─── Information supplied

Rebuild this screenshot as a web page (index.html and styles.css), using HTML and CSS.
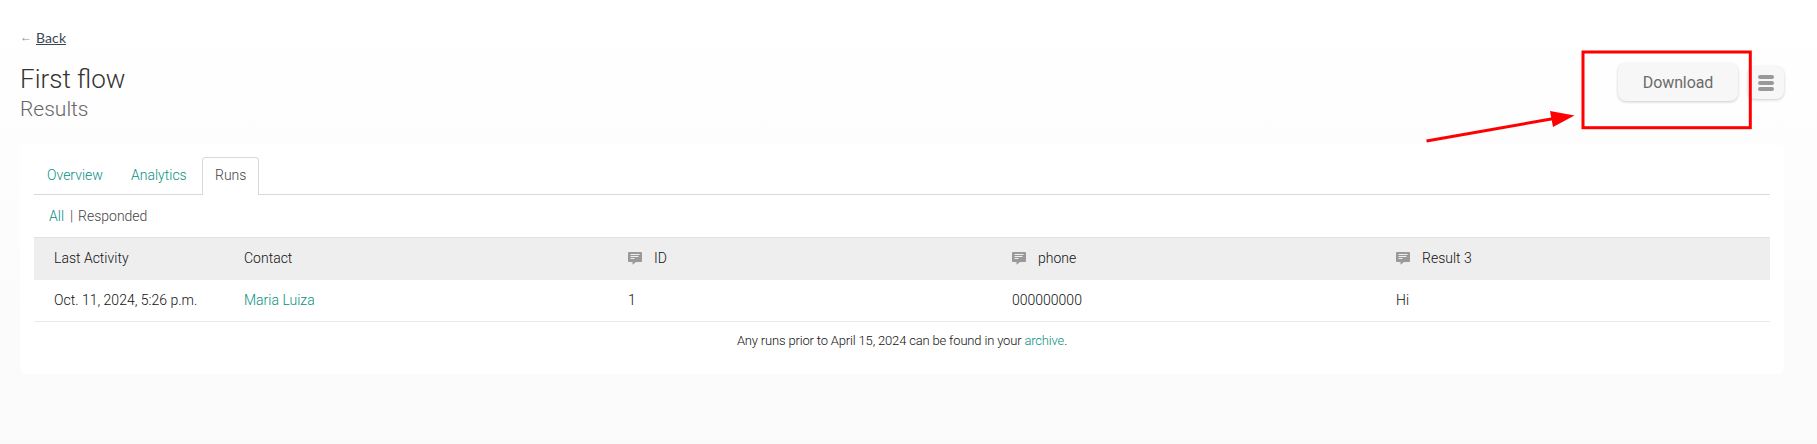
FILE: index.html
```html
<!DOCTYPE html>
<html lang="en">
<head>
<meta charset="utf-8">
<title>First flow - Results</title>
<link rel="stylesheet" href="styles.css">
</head>
<body>
<svg class="defs" width="0" height="0" aria-hidden="true">
  <symbol id="comment" viewBox="0 0 14 13">
    <path fill="#999" d="M1 0h12a1 1 0 0 1 1 1v8a1 1 0 0 1-1 1H8L4.500 12.700V10H1a1 1 0 0 1-1-1V1a1 1 0 0 1 1-1z"/>
    <path stroke="#eee" stroke-width="1" d="M2.500 2.500h9M2.500 4.500h8M2.500 6.500h4"/>
  </symbol>
</svg>
<main class="page">
  <nav class="back"><span class="back-arrow">←</span><a class="back-link" href="#">Back</a></nav>
  <header class="header">
    <div class="titles">
      <h1 class="title">First flow</h1>
      <div class="subtitle">Results</div>
    </div>
    <div class="actions">
      <button class="download">Download</button>
      <button class="menu" aria-label="Menu"><i class="bar"></i><i class="bar"></i><i class="bar"></i></button>
    </div>
  </header>
  <section class="card">
    <div class="tabs">
      <a class="tab tab-link" href="#">Overview</a>
      <a class="tab tab-link" href="#">Analytics</a>
      <span class="tab tab-active">Runs</span>
    </div>
    <div class="filters"><a href="#">All</a><span class="divider">|</span><span>Responded</span></div>
    <div class="row head">
      <div>Last Activity</div>
      <div>Contact</div>
      <div><svg class="icon"><use href="#comment"/></svg>ID</div>
      <div><svg class="icon"><use href="#comment"/></svg>phone</div>
      <div><svg class="icon"><use href="#comment"/></svg>Result 3</div>
    </div>
    <div class="row">
      <div>Oct. 11, 2024, 5:26 p.m.</div>
      <div><a href="#">Maria Luiza</a></div>
      <div>1</div>
      <div>000000000</div>
      <div>Hi</div>
    </div>
    <p class="note">Any runs prior to April 15, 2024 can be found in your <a href="#">archive</a>.</p>
  </section>
</main>
<svg class="annotation" viewBox="0 0 1817 444" aria-hidden="true">
  <rect x="1583" y="52" width="167.300" height="75.700" fill="none" stroke="#f00" stroke-width="3"/>
  <path d="M1426.500 141L1554 118.500" stroke="#f00" stroke-width="3"/>
  <path d="M1574.500 115.500L1550 111L1553 127z" fill="#f00"/>
</svg>
</body>
</html>
```

FILE: styles.css
```css
* { box-sizing: border-box; }
body {
  margin: 0;
  height: 444px;
  overflow: hidden;
  background: linear-gradient(#fff, #fafafa);
  font-family: Roboto, sans-serif;
  font-weight: 300;
  font-size: 14px;
  color: #111;
}
a { color: #088f82; text-decoration: none; }
.defs { position: absolute; }
.page { padding: 28px 33px 0 20px; }
.back { display: flex; height: 20px; line-height: 20px; gap: 4px; }
.back-arrow { width: 12px; color: #8a8f9c; font: 12px/19px "Liberation Sans", sans-serif; }
.back-link { color: #3c4653; font-family: Lato, sans-serif; font-weight: 400; text-decoration: underline; letter-spacing: 0.1px; }
.header { display: flex; justify-content: space-between; height: 97px; padding-top: 15px; }
.title { margin: 0; font-size: 26px; line-height: 32px; font-weight: 300; color: #333; }
.subtitle { font-size: 21px; line-height: 28px; color: #666; }
.actions { display: flex; align-items: flex-start; gap: 10px; }
.download, .menu {
  border: 0;
  padding: 0;
  background: #f7f7f7;
  border-radius: 8px;
  box-shadow: 0 1px 3px rgba(0, 0, 0, .2);
}
.download { width: 120px; height: 38px; font: 400 16px/38px Roboto, sans-serif; letter-spacing: -0.1px; padding-top: 1px; color: #6b6b6b; }
.menu {
  display: flex;
  flex-direction: column;
  align-items: center;
  justify-content: center;
  gap: 2px;
  width: 36px;
  height: 33px;
  margin-top: 3px;
}
.bar { width: 16px; height: 4px; border-radius: 2px; background: #999; }
.card { height: 229px; padding: 12px 14px 0; background: #fff; border-radius: 7px; }
.tabs { display: flex; height: 38px; border-bottom: 1px solid #d9d9d9; }
.tab { height: 38px; padding: 0 13px; line-height: 37px; }
.tab-link { width: 84px; }
.tab-active {
  width: 57px;
  padding: 0 12px;
  line-height: 35px;
  color: #444;
  background: #fff;
  border: 1px solid #d9d9d9;
  border-bottom: 0;
  border-radius: 4px 4px 0 0;
}
.filters { display: flex; height: 42px; padding-left: 15px; line-height: 43px; color: #444; }
.divider { width: 8px; margin-left: 6px; }
.row {
  display: grid;
  grid-template-columns: 190px 384px 384px 384px 1fr;
  align-items: center;
  height: 42px;
  padding: 0 0 2px 20px;
  border-bottom: 1px solid #eaeaea;
}
.head { height: 43px; background: #eee; border-top: 1px solid #e2e2e2; border-bottom: 0; }
.row > div { display: flex; align-items: center; }
.icon { width: 14px; height: 13px; margin: 1px 12px 0 0; }
.note { margin: 0; padding-top: 9px; text-align: center; font-size: 13px; line-height: 20px; letter-spacing: -0.165px; }
.annotation { position: absolute; left: 0; top: 0; width: 1817px; height: 444px; }
```
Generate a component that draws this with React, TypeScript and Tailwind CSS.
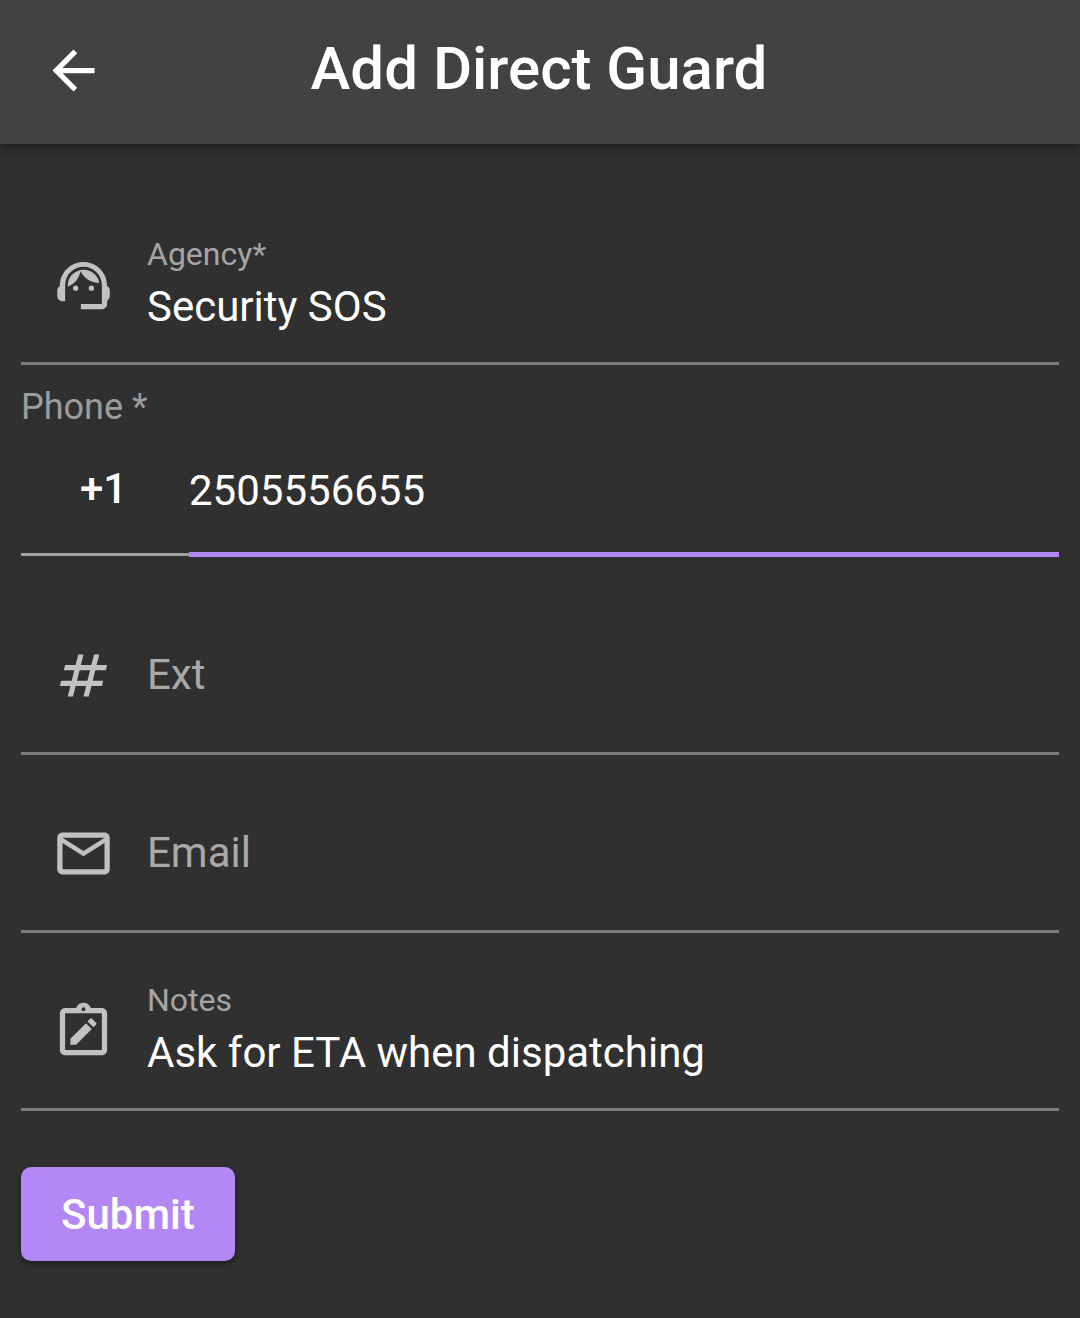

──────

__Set problem__. Transcribe the records above verbatim. Do not carry over any picture.

__Exercise response__.
Rebuild this screenshot as a web page (index.html and styles.css), using HTML and CSS.
FILE: index.html
```html
<!DOCTYPE html>
<html lang="en">
<head>
<meta charset="utf-8">
<title>First flow - Results</title>
<link rel="stylesheet" href="styles.css">
</head>
<body>
<svg class="defs" width="0" height="0" aria-hidden="true">
  <symbol id="comment" viewBox="0 0 14 13">
    <path fill="#999" d="M1 0h12a1 1 0 0 1 1 1v8a1 1 0 0 1-1 1H8L4.500 12.700V10H1a1 1 0 0 1-1-1V1a1 1 0 0 1 1-1z"/>
    <path stroke="#eee" stroke-width="1" d="M2.500 2.500h9M2.500 4.500h8M2.500 6.500h4"/>
  </symbol>
</svg>
<main class="page">
  <nav class="back"><span class="back-arrow">←</span><a class="back-link" href="#">Back</a></nav>
  <header class="header">
    <div class="titles">
      <h1 class="title">First flow</h1>
      <div class="subtitle">Results</div>
    </div>
    <div class="actions">
      <button class="download">Download</button>
      <button class="menu" aria-label="Menu"><i class="bar"></i><i class="bar"></i><i class="bar"></i></button>
    </div>
  </header>
  <section class="card">
    <div class="tabs">
      <a class="tab tab-link" href="#">Overview</a>
      <a class="tab tab-link" href="#">Analytics</a>
      <span class="tab tab-active">Runs</span>
    </div>
    <div class="filters"><a href="#">All</a><span class="divider">|</span><span>Responded</span></div>
    <div class="row head">
      <div>Last Activity</div>
      <div>Contact</div>
      <div><svg class="icon"><use href="#comment"/></svg>ID</div>
      <div><svg class="icon"><use href="#comment"/></svg>phone</div>
      <div><svg class="icon"><use href="#comment"/></svg>Result 3</div>
    </div>
    <div class="row">
      <div>Oct. 11, 2024, 5:26 p.m.</div>
      <div><a href="#">Maria Luiza</a></div>
      <div>1</div>
      <div>000000000</div>
      <div>Hi</div>
    </div>
    <p class="note">Any runs prior to April 15, 2024 can be found in your <a href="#">archive</a>.</p>
  </section>
</main>
<svg class="annotation" viewBox="0 0 1817 444" aria-hidden="true">
  <rect x="1583" y="52" width="167.300" height="75.700" fill="none" stroke="#f00" stroke-width="3"/>
  <path d="M1426.500 141L1554 118.500" stroke="#f00" stroke-width="3"/>
  <path d="M1574.500 115.500L1550 111L1553 127z" fill="#f00"/>
</svg>
</body>
</html>
```

FILE: styles.css
```css
* { box-sizing: border-box; }
body {
  margin: 0;
  height: 444px;
  overflow: hidden;
  background: linear-gradient(#fff, #fafafa);
  font-family: Roboto, sans-serif;
  font-weight: 300;
  font-size: 14px;
  color: #111;
}
a { color: #088f82; text-decoration: none; }
.defs { position: absolute; }
.page { padding: 28px 33px 0 20px; }
.back { display: flex; height: 20px; line-height: 20px; gap: 4px; }
.back-arrow { width: 12px; color: #8a8f9c; font: 12px/19px "Liberation Sans", sans-serif; }
.back-link { color: #3c4653; font-family: Lato, sans-serif; font-weight: 400; text-decoration: underline; letter-spacing: 0.1px; }
.header { display: flex; justify-content: space-between; height: 97px; padding-top: 15px; }
.title { margin: 0; font-size: 26px; line-height: 32px; font-weight: 300; color: #333; }
.subtitle { font-size: 21px; line-height: 28px; color: #666; }
.actions { display: flex; align-items: flex-start; gap: 10px; }
.download, .menu {
  border: 0;
  padding: 0;
  background: #f7f7f7;
  border-radius: 8px;
  box-shadow: 0 1px 3px rgba(0, 0, 0, .2);
}
.download { width: 120px; height: 38px; font: 400 16px/38px Roboto, sans-serif; letter-spacing: -0.1px; padding-top: 1px; color: #6b6b6b; }
.menu {
  display: flex;
  flex-direction: column;
  align-items: center;
  justify-content: center;
  gap: 2px;
  width: 36px;
  height: 33px;
  margin-top: 3px;
}
.bar { width: 16px; height: 4px; border-radius: 2px; background: #999; }
.card { height: 229px; padding: 12px 14px 0; background: #fff; border-radius: 7px; }
.tabs { display: flex; height: 38px; border-bottom: 1px solid #d9d9d9; }
.tab { height: 38px; padding: 0 13px; line-height: 37px; }
.tab-link { width: 84px; }
.tab-active {
  width: 57px;
  padding: 0 12px;
  line-height: 35px;
  color: #444;
  background: #fff;
  border: 1px solid #d9d9d9;
  border-bottom: 0;
  border-radius: 4px 4px 0 0;
}
.filters { display: flex; height: 42px; padding-left: 15px; line-height: 43px; color: #444; }
.divider { width: 8px; margin-left: 6px; }
.row {
  display: grid;
  grid-template-columns: 190px 384px 384px 384px 1fr;
  align-items: center;
  height: 42px;
  padding: 0 0 2px 20px;
  border-bottom: 1px solid #eaeaea;
}
.head { height: 43px; background: #eee; border-top: 1px solid #e2e2e2; border-bottom: 0; }
.row > div { display: flex; align-items: center; }
.icon { width: 14px; height: 13px; margin: 1px 12px 0 0; }
.note { margin: 0; padding-top: 9px; text-align: center; font-size: 13px; line-height: 20px; letter-spacing: -0.165px; }
.annotation { position: absolute; left: 0; top: 0; width: 1817px; height: 444px; }
```
Generate a component that draws this with React, TypeScript and Tailwind CSS.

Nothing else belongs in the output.